Indemnities not limited

The foregoing limitation of liability will not apply to indemnities given by Limiting Party to Limited Party under the Agreement.

Implied Conditions

To the fullest extent permitted by the law, all terms and conditions implied by any other source of law in relation to dealings between the Limiting Party and the Limited Party in respect of the Limitation Subject are excluded from the Agreement.

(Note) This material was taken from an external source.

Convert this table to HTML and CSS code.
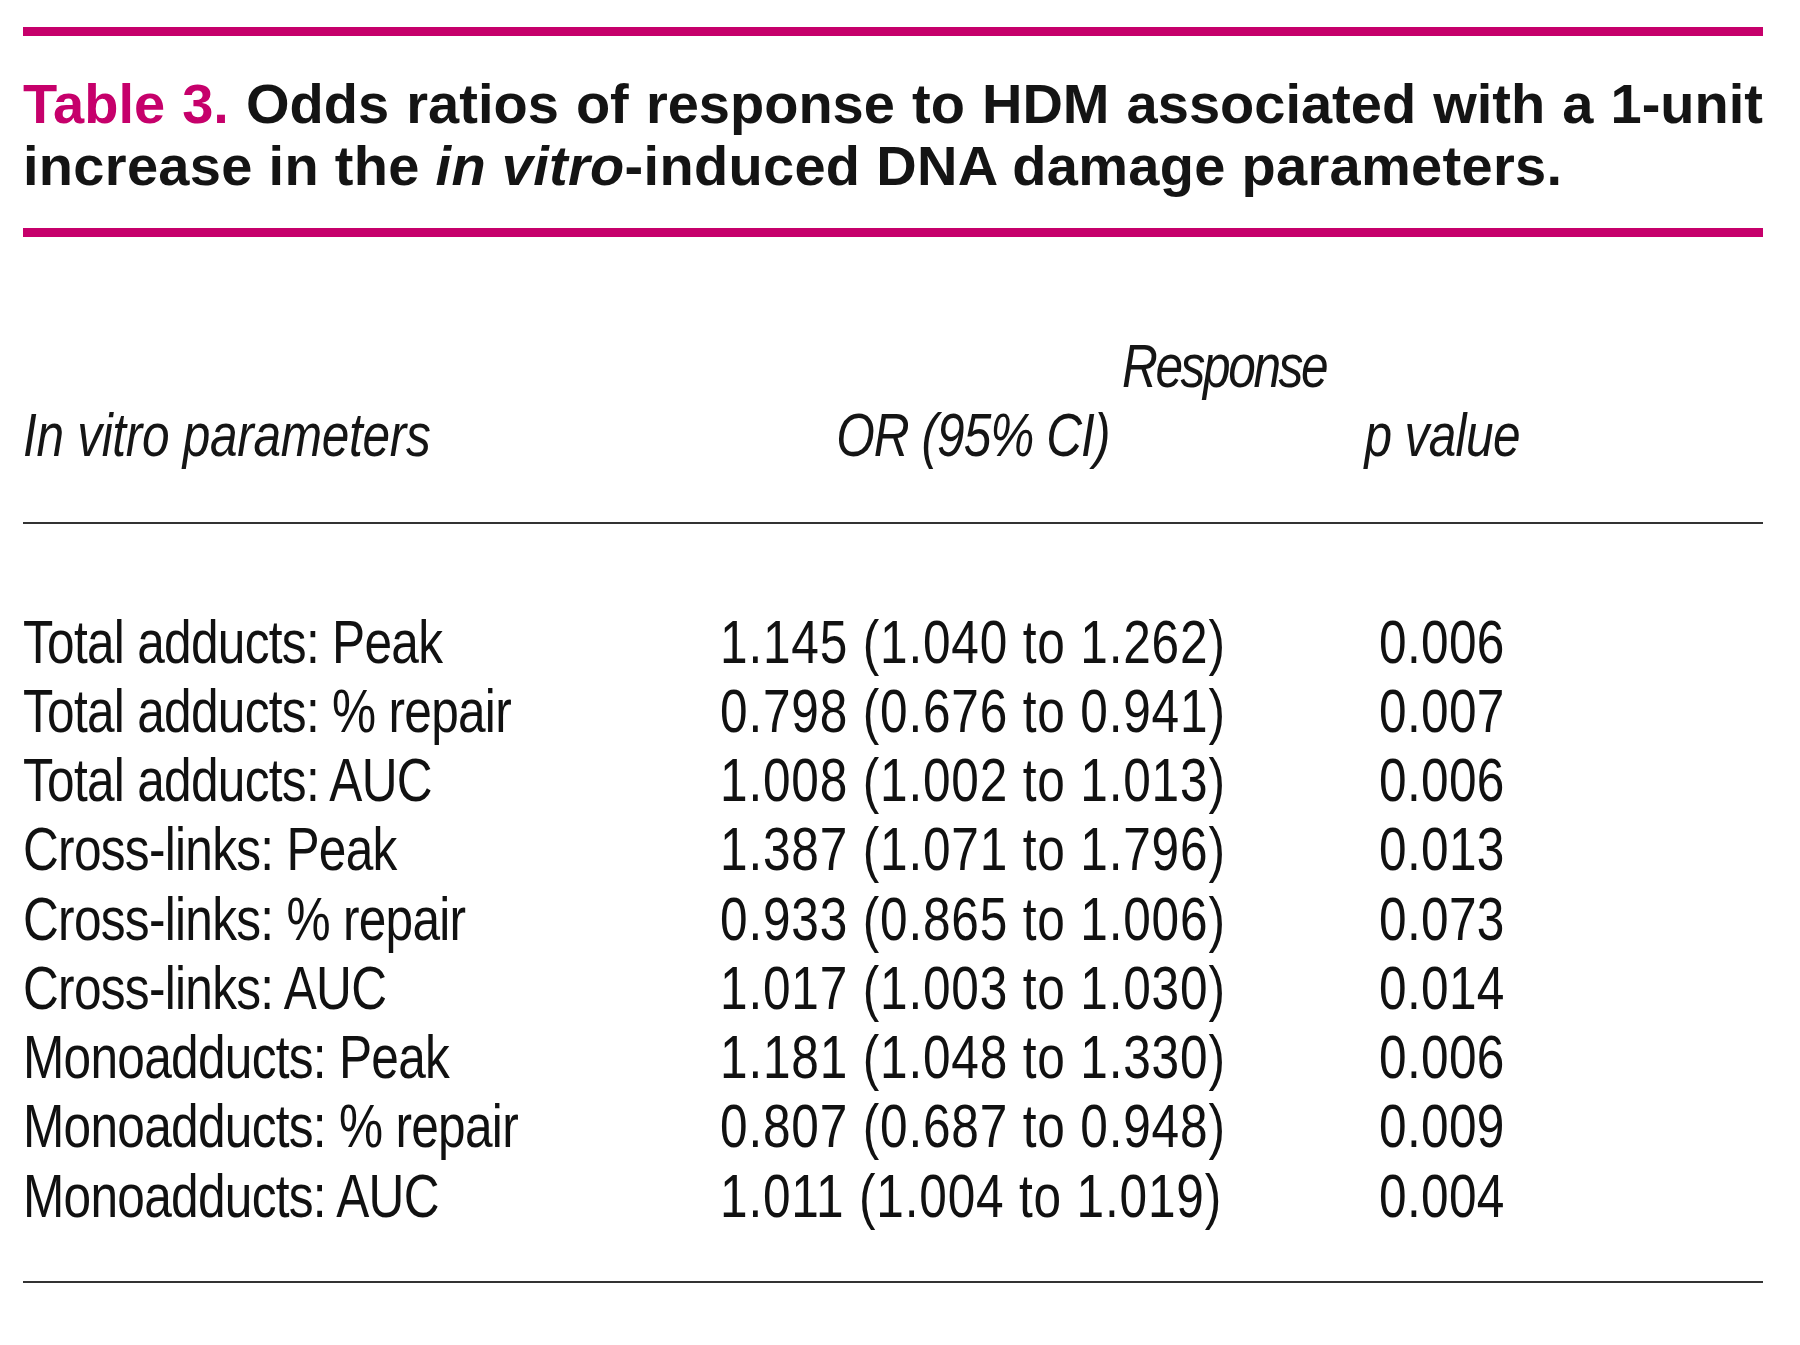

Limiting Party, Limiting Parties

means the party relying on the limitation of liability in the Provision.

Module

means the module of terms and conditions imported with a defined phrase by the relevant Provision.

Personal Information

means any information that is categorised as "personal information" under privacy law.

Posted Content

means any content or information posted by Customer that is available to third parties.

Privacy Policy

means Filiosoft's privacy policy published at https://legal.filiosoft.cloud/filiosoft/privacy.

Product IP

means the Intellectual Property in the Service.

Prohibited Information

means information: - that could reasonably be considered racist or hate speech; - that infringes the intellectual property rights of a third party; - to harass any third party; - that is pornographic in nature; - that could reasonably be categorised as "malware"; or - that is unlawful.

Provision, Provisions

means, in relation to a particular instance of a defined phrase, the provision in the Agreement that uses the defined phrase.

Recipient, Recipients

means the party or parties identified in the Provision as owing Confidentiality Obligations to the other party or parties.

Recipient Party, Recipient Parties

means the party that receives Confidential Information from the Disclosing Party.

Service, Services

means CIMP Platform, software for conference management, provided by Filiosoft.

Transfer Exception, Transfer Exceptions

means the exception to the transfer of Intellectual Property Rights.

Transfer Intellectual Property Ownership, Transfers Intellectual Property Ownership

  • Assignor assigns all current and future Intellectual Property Rights in the Transfer Subject to Assignee.
  • The assignment is worldwide unless the Provision specifies a particular territory for the assignment, in which case the Intellectual Property Rights are assigned in that territory only.
  • Assignor warrants and represents to Assignee that it has the right to transfer the Intellectual Property Rights under this clause and that the Assignee's legitimate exercise of the assigned Intellectual Property Rights will not infringe the rights of any third party.
  • Assignor agrees to do all things necessary to give effect to the foregoing assignment of Intellectual Property Rights.
  • Where there is a Transfer Exception, the transfer of Intellectual Property Rights in the subclauses above will not apply to the subject of the Transfer Exception.

Transfer Subject, Transfer Subjects

means the subject(s) of the transfer of Intellectual Property Rights in the Provision.